Running was his life, now.

“I love running on a long road alone. Pain is something I experience throughout my lonely, long trail. It sounds a bit crazy, but I love that feeling,” said Quang.

Quang loves the feeling of freedom on the running trails. 

Quang loves the feeling of freedom he experiences when he runs alone on long trails.

He is a white collar worker, but Quang’s running habit could not be denied. Normally, Quang’s up at five in the morning to prepare nutritious meals for his day. Breakfast and lunch are the primary meals to refill the energy spent in running, and the main part of his diet is fish. For the afternoon, he has a light supper, before putting on his shoes to run from 6 p.m to 9 p.m and having an early sleep.

This routine changes for tournament preparations, as he runs longer distances and even throughout the night.

Quang sees himself as a farmer, ready to “harvest” the result of his hard work.

He conquered the 100-kilometer mountain trail in Sapa, coming in fourth place. The consolation price only spurred him further, to dream bigger dreams. Quang started to fantasize running on mountains covered in white snow and the thrilling night run at the Ultra trail du Mont Blanc (UTMB) in France.

Last year, Quang, a native of the south-central province Binh Dinh, became the first Vietnamese to cross the 100 kilometer race at the Vietnam Mountain Marathon with a record time of a little more than 13 hours.

A high peak

UTMB is among the most challenging mountain marathons in the world, one that every runner dreams of doing at least once in their lifetime.

The 171 kilometer marathon goes around the freezing Mont Blanc peak. To qualify for registration, a runner must have 15 cumulative points. Joining a100-kilometer trail marathon would earn a runner five points.

Over almost two years, to accumulate the score for his dream marathon, Quang claimed the runner-up place in the 128-kilometer Angkor Ultra Trail (Cambodia) and completed the 100-kilometer Cameron UItra Trail (Malaysia).

After registration, lots are drawn to officially join the UTMB. The odds are usually 1 on 1, and Quang eventually won a ticket to run at the top of Mont Blanc. The race took place from August 31 to September 2, with 2,561 runners at the starting line, and 1,778 finishers. Quang was among the finishers.

Quang started running in the late afternoon of August 31, carrying a 3-kilogram backpack including water, electrolytes, food containing energy gel, cashew nuts, almonds and raisins. Unfortunately, it rained until 3 a.m. the next morning, and the weather was freezing. At an altitude of 2,500 meters, the temperature drops to near zero and the air is thin.
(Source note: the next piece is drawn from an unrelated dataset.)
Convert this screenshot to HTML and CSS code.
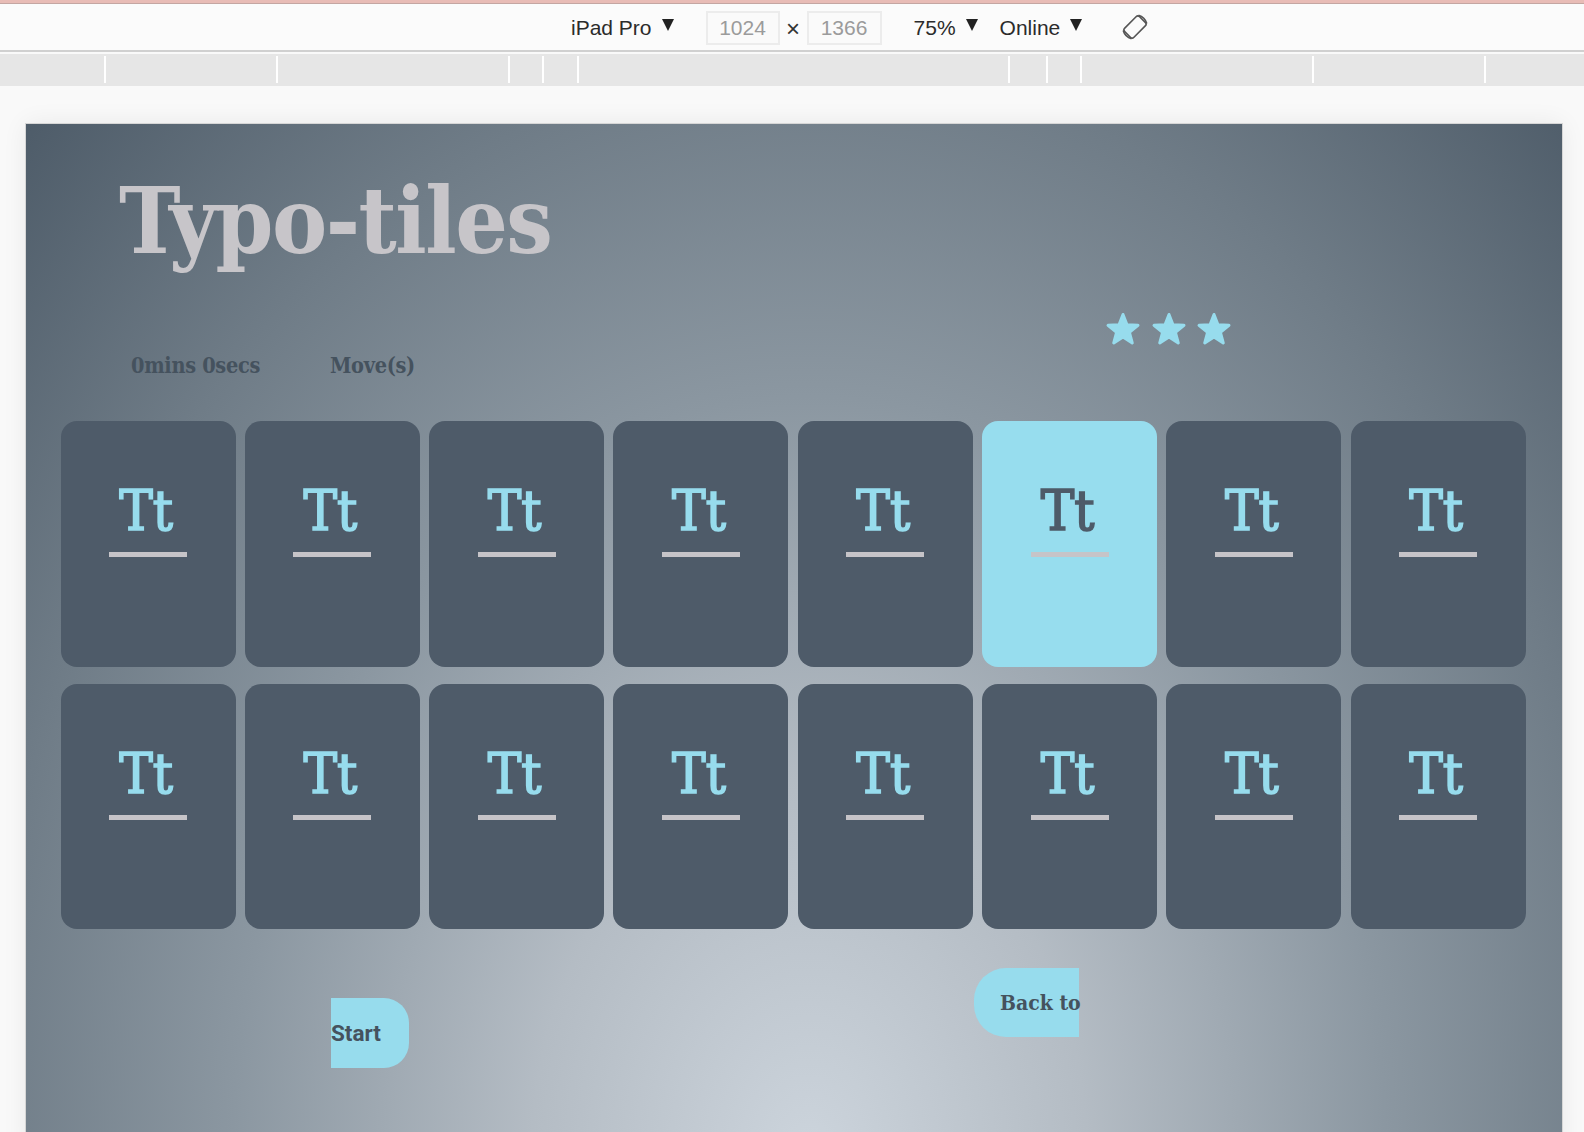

Facing the harsh climatic condition, Quang wore two coats, waterproof jackets, gloves and a woolen cap covering his ears.

The running trail on the snowy mountain with steep slopes and cold weather is much tougher for tropical natives like Quang. On some slopes, Quang could not even run, but European athletes could go down skillfully at a rapid pace.

Quang joined UTMB, one of the most challenging marathon tournaments in the world.

Quang took on UTMB, one of the most challenging marathon tournaments in the world.

The body is warm while running, but stopping for just five minutes could be a torture. Across the 100 kilometer trail, every time Quang paused, his skin turned purple, his teeth chattered, and his feet ached as the frigid wind seemed to envelop his entire being.

Quang can forget the moments he was staggering alone on the mountain at midnight, trying to follow the flickering reflective bands in the thick fog. That was at the 163rd kilometer on the way to La Flegere mount, the last checkpoint before reaching the finish line.

Four months of hard work, nutrient enhancement and climate research helped Quang complete the race.

"Crossing the finish line, I felt so alive and also proud when the Vietnamese flag flew over my shoulder," Quang said. At 29, he had conquered the 171 kilometer trail atop the snowy Mont Blanc in 32 hours.

Running has changed his life completely, not only give him physical strength, but also a strong will.

“Running is a lonely journey and you get to face yourself. It is only you and the long road and your will to pursue the goal."